On 03 Dec 1971, Pakistani President General Yahya Khan believed that Pakistani Armed Forces in East Pakistan can fight for months in case of a ground offensive by India. However, brave Indian Army troops supported by Indian Air Force and Indian Navy triumphed over Pakistani defence repeatedly which resulted in the collapse of East Pakistan’s defence structure. Finally, after a series of lightning offensives and splendid victories, Indian Army troops reached the outskirts of Dhaka which was the capital of East Pakistan. Subsequently, on 13 December 1971, General Sam Manekshaw issued a warning to Pakistani Army troops in East Pakistan which stated “You surrender or we wipe you out”.

Finally, on 16 December 1971, the Pakistani Armed Forces surrendered to the Indian Army at the Ramna Race Course garden in Dhaka.
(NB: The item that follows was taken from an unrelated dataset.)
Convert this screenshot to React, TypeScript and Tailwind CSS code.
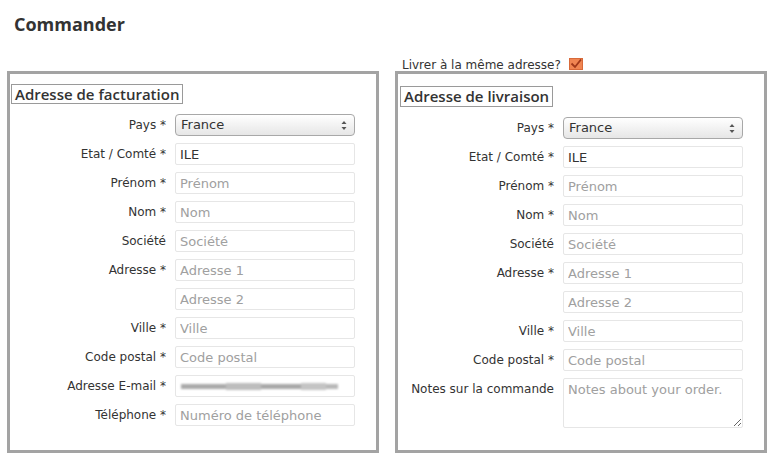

The instrument of surrender was signed by Lieutenant-General A A K Niazi, Martial Law Administrator of East Pakistan who surrendered his pistol to Lieutenant General Jagjit Singh Aurora, Joint Commander of Indian and Bangladeshi forces.

After the instrument of surrender was signed, the Indian Army took surrender of approximately 90,000 Pakistani servicemen as POWs which made it the largest surrender by any nation since World War II.

The most visible result of the 1971 India Pakistan War was the birth of Bangladesh as a nation that is now a member of the United Nations. For India, this war was a definitive moment as it established India as the dominant power in the Indian Ocean Region. The decisive victory in the 1971 India Pakistan War ensured India does not face any conventional war to date. The prolonged peace, global recognition, and increased standing in world affairs are the true benefits of the 1971 India Pakistan War.